Specifically, as it relates to LSSSs, shares are distributed across numerous participants in a manner where only certain groups of shares are able to reconstruct the secret. The key characteristic of LSSS is linearity, meaning that any linear combination of valid shares results in the formation of another valid share.

Blind apps exemplify a newfound representation of how decentralized applications (dApps) are created and used in Web3 computing networks. Above all, they are designed to conceal our all important online high value data (HDV) from the possibility of attack, helping the internet become more secure and private in the process. (Image credit: screenshot via the Nillion brand guidelines PDF via the Nillion website)

Blind Apps

Because Nillion is focused specifically on privacy and fulfilling a wide range of privacy-specific utilities, it developed its own application-focused framework called blind apps.

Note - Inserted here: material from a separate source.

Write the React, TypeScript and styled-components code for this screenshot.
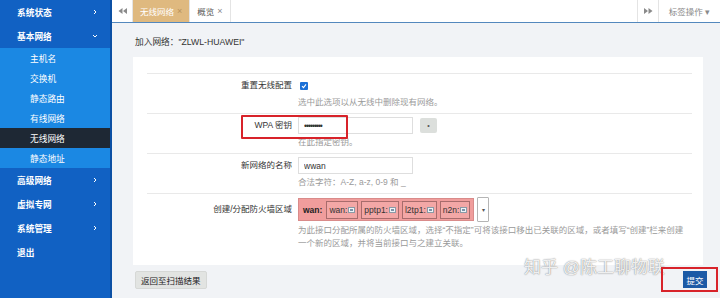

Essentially, blind apps represent the default privacy-enabled application structure built on the Nillion network. In particular, blind apps run blind computation via one or more privacy-preserving Nada programs (Nada is Nillion’s privacy-focused language). This is realized by allowing Nada programs to compute secret integers without being aware of the underlying input values, creating an ideal environment for the processing of data sensitive operations on the network.

Overall, for a developer to create a blind app on the Nillion protocol, they must carry out the following steps in chronological order: 1.) install the Nillion SDK 2.) initiate the commencement of a Nada project, 3.) build a blind app, and 4.) deploy their newly-created application to the Nillion testnet (and after mainnet launch, deploy on mainnet).

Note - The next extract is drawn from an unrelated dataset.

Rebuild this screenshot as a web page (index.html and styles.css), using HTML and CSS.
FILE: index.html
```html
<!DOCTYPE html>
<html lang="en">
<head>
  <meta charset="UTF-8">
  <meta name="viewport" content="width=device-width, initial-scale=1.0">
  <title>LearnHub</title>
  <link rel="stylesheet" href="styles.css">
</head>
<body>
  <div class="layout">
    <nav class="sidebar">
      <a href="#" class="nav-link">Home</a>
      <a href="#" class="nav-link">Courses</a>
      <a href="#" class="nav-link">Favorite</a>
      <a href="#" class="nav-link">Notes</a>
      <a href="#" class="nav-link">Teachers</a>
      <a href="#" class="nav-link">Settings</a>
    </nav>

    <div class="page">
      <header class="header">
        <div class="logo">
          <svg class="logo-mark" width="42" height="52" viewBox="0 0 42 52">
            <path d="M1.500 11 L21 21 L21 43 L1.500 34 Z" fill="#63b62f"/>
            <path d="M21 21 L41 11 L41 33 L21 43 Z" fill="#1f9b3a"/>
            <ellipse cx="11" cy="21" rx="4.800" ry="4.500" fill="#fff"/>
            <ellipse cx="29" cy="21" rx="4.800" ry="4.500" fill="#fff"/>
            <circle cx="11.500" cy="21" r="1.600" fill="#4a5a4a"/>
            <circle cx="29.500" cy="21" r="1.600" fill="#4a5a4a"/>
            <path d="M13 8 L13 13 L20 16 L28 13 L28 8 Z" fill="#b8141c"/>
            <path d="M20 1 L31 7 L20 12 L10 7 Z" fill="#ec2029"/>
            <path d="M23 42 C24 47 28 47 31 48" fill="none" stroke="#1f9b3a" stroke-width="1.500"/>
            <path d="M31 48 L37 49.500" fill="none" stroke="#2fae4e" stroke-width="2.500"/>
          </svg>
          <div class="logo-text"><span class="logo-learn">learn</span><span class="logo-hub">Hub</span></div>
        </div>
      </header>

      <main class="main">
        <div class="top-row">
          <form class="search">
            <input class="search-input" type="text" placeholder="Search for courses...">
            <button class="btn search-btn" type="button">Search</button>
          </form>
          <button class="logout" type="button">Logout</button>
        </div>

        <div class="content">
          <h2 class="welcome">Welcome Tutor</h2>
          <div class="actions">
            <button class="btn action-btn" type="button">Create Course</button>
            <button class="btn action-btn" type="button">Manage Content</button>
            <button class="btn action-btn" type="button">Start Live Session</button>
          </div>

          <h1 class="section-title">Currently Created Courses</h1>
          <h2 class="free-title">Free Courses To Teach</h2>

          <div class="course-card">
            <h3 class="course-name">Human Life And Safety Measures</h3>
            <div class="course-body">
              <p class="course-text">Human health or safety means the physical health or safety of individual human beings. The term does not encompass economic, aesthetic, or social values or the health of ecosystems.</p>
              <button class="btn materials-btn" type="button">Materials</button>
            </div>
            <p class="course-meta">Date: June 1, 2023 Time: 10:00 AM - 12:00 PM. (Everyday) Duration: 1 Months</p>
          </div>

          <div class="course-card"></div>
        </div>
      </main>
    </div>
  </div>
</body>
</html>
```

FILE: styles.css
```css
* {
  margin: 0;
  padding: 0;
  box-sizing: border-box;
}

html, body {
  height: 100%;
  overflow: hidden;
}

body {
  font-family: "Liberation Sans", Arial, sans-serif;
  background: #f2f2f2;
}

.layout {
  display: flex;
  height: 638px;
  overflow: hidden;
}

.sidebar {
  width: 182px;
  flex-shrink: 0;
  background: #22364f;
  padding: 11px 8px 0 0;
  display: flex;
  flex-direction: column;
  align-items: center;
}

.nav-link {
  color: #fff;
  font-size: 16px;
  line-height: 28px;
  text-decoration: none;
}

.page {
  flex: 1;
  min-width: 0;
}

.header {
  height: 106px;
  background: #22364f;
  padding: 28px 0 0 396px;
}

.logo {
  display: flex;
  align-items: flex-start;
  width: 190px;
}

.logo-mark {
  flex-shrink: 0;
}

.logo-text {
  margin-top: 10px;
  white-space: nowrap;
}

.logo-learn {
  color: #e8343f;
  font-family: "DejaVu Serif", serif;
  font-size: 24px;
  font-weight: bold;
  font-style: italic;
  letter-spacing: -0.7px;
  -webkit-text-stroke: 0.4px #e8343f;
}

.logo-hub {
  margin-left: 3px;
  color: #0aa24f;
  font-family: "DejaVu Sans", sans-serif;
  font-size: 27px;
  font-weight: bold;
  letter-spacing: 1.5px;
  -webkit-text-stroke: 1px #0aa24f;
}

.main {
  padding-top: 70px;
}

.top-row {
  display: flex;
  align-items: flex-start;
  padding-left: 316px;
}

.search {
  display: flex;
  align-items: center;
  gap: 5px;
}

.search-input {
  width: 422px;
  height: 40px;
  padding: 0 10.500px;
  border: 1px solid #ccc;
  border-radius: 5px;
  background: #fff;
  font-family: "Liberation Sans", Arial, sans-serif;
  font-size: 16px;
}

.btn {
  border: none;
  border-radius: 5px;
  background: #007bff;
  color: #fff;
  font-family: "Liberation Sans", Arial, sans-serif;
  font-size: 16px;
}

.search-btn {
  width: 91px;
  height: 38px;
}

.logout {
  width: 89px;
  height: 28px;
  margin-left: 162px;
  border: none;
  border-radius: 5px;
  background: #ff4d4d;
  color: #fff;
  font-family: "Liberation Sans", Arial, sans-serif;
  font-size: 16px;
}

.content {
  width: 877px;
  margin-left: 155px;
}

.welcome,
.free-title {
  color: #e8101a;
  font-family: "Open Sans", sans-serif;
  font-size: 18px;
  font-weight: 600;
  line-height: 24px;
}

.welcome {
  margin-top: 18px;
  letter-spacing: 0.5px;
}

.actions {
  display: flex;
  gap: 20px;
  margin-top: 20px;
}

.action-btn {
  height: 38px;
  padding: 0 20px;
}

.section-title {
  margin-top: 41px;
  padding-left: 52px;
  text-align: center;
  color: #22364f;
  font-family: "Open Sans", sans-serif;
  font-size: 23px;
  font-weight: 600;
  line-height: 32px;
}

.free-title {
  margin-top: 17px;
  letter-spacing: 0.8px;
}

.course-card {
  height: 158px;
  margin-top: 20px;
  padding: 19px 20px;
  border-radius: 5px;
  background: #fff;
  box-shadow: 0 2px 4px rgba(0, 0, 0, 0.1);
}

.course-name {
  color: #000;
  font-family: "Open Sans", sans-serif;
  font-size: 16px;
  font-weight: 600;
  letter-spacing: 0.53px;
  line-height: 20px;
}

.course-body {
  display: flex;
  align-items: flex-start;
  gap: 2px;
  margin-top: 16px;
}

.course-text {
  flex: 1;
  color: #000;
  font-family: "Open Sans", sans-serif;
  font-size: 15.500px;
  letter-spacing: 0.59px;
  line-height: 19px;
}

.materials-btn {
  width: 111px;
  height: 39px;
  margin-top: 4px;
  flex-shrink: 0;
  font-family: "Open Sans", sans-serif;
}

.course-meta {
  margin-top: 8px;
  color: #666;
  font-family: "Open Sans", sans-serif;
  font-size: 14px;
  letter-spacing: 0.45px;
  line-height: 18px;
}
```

The Nada Programming Language

During development, Nillion created its own proprietary programming language called Nada. In general, Nada is built specifically for the development of blind apps on the Nillion network and is designed to complement the privacy-specific features of the Nillion platform.

Nonetheless, the Nada language is designed to write programs that make use of secret inputs from multiple parties. The term blind computation comes from the fact that these programs compute in a manner that is “blind” (concealed) to the underlying data, signifying they are unable to access or view secret inputs.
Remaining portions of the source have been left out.